WHAT THE TASK REQUIRES: Pick out each line containing the string "screenshot".

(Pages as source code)
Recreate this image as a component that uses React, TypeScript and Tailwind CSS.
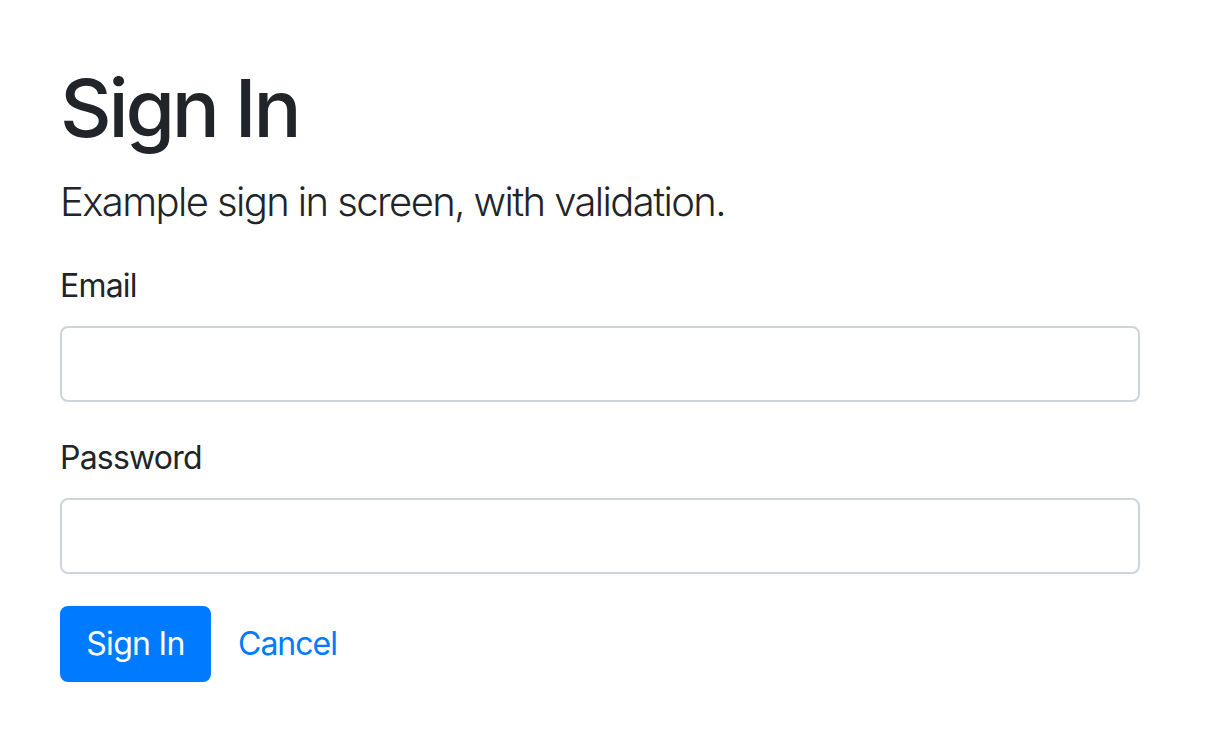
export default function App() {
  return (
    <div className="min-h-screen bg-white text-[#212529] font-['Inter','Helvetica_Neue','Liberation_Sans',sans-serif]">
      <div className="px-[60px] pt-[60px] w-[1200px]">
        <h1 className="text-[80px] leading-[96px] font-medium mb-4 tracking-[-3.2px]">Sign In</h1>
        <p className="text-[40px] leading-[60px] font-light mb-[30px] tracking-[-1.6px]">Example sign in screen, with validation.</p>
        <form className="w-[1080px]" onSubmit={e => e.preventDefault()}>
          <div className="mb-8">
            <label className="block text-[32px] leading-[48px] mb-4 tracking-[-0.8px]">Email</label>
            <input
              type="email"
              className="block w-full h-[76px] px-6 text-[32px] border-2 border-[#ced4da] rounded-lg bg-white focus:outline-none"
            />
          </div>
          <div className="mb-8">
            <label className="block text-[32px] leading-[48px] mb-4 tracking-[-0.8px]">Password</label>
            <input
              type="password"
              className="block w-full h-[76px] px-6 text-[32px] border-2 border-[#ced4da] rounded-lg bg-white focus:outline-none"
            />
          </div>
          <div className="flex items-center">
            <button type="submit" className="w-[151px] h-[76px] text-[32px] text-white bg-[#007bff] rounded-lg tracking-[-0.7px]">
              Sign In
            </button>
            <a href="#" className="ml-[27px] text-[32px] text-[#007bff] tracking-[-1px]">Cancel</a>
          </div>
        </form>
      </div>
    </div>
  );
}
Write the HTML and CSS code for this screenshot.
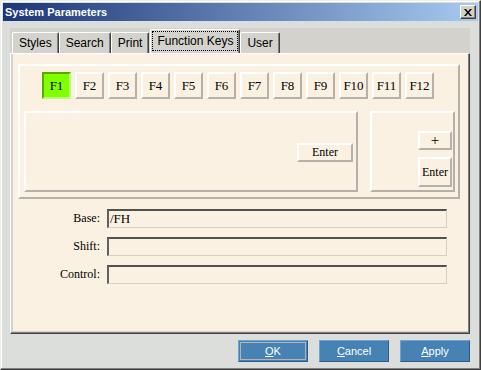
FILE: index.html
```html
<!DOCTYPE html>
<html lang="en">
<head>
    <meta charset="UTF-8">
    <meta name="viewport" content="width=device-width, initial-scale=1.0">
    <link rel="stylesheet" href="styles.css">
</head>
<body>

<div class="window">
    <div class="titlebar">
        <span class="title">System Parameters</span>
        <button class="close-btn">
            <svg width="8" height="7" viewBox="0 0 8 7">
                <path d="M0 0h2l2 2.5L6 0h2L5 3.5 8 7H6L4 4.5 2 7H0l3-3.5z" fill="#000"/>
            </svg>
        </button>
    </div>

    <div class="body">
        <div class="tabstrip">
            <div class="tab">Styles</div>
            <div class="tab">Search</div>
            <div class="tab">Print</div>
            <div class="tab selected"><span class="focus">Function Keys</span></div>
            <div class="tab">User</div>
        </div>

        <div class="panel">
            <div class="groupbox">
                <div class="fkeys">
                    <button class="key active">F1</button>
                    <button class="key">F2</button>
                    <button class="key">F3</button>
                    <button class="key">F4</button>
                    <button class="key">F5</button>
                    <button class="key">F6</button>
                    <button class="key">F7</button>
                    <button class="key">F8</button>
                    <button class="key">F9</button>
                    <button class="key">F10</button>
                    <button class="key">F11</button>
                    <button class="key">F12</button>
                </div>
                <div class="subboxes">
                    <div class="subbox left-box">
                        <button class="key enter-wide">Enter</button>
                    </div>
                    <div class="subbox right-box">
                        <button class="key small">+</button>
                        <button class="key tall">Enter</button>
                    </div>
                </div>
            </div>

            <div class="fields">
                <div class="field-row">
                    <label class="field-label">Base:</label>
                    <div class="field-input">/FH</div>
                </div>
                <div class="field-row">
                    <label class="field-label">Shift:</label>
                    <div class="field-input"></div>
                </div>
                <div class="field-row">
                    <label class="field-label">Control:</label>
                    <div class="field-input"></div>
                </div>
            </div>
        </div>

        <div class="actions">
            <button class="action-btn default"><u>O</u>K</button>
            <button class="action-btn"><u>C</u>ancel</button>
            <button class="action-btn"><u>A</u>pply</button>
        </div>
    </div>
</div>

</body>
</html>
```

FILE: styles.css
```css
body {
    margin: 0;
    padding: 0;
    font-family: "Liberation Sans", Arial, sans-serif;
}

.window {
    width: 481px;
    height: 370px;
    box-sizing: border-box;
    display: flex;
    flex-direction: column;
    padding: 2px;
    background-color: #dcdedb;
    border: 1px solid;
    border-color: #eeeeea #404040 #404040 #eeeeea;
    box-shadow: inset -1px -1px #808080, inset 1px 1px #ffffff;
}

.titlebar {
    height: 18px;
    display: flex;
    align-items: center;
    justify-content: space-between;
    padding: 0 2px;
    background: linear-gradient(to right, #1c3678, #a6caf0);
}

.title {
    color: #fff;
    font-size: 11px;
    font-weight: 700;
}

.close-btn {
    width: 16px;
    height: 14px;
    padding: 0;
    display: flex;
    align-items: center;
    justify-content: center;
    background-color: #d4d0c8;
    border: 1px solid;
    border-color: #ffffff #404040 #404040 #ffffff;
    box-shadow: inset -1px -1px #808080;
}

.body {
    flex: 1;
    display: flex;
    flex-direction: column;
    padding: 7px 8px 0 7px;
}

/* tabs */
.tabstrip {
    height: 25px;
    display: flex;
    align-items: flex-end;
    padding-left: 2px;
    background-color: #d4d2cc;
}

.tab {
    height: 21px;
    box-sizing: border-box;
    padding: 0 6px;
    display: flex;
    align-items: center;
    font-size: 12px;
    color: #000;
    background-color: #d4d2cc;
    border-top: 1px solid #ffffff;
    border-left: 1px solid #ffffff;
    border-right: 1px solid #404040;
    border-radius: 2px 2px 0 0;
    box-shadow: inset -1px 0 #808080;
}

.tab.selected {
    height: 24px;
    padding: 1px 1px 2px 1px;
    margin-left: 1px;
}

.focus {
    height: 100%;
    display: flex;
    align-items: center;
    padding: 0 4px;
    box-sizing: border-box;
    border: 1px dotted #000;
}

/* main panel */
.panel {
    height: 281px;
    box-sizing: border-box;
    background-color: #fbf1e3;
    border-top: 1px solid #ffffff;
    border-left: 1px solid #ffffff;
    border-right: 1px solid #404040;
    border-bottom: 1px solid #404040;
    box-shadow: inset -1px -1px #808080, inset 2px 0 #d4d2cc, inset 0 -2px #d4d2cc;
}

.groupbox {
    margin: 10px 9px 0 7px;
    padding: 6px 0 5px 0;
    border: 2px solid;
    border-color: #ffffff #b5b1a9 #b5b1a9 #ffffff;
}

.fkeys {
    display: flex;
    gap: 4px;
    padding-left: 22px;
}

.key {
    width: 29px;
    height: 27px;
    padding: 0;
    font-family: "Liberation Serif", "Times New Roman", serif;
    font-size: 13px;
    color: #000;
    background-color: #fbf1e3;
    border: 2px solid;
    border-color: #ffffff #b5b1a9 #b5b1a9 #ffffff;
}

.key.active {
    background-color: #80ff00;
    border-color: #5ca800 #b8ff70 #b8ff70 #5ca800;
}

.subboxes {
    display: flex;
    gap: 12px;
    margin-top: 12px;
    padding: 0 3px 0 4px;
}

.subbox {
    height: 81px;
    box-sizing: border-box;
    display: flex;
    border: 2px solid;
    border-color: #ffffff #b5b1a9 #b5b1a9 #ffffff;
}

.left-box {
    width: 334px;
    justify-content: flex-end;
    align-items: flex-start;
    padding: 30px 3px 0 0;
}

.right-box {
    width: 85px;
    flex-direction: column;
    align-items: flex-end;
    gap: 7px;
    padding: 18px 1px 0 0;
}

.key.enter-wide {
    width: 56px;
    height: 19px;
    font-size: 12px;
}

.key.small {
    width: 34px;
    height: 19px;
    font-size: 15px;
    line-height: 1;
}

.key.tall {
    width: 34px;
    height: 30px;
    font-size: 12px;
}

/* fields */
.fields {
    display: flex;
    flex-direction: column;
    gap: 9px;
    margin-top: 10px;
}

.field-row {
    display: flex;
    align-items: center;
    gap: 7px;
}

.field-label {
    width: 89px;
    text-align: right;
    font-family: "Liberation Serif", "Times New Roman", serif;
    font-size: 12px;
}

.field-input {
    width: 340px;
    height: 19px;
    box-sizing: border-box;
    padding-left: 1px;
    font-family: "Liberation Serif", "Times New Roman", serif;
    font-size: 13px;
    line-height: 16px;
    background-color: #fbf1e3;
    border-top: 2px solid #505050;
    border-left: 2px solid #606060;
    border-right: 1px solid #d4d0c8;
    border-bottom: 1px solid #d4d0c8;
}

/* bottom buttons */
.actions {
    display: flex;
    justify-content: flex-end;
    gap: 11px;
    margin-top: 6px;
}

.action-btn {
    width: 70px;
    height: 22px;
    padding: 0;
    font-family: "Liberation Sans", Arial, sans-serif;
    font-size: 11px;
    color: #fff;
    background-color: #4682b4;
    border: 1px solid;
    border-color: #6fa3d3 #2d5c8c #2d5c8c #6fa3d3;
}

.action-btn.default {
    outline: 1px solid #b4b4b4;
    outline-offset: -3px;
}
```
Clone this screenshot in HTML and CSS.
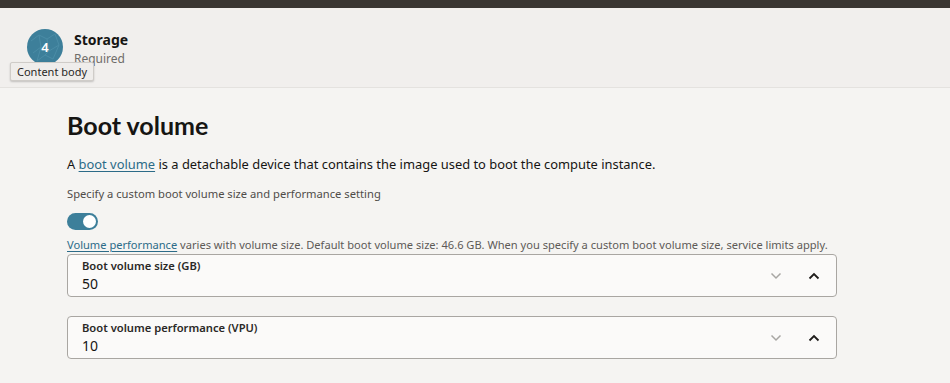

EXERCISE SOLUTION:
Write the HTML and CSS code for this screenshot.
Clone this screenshot in HTML and CSS.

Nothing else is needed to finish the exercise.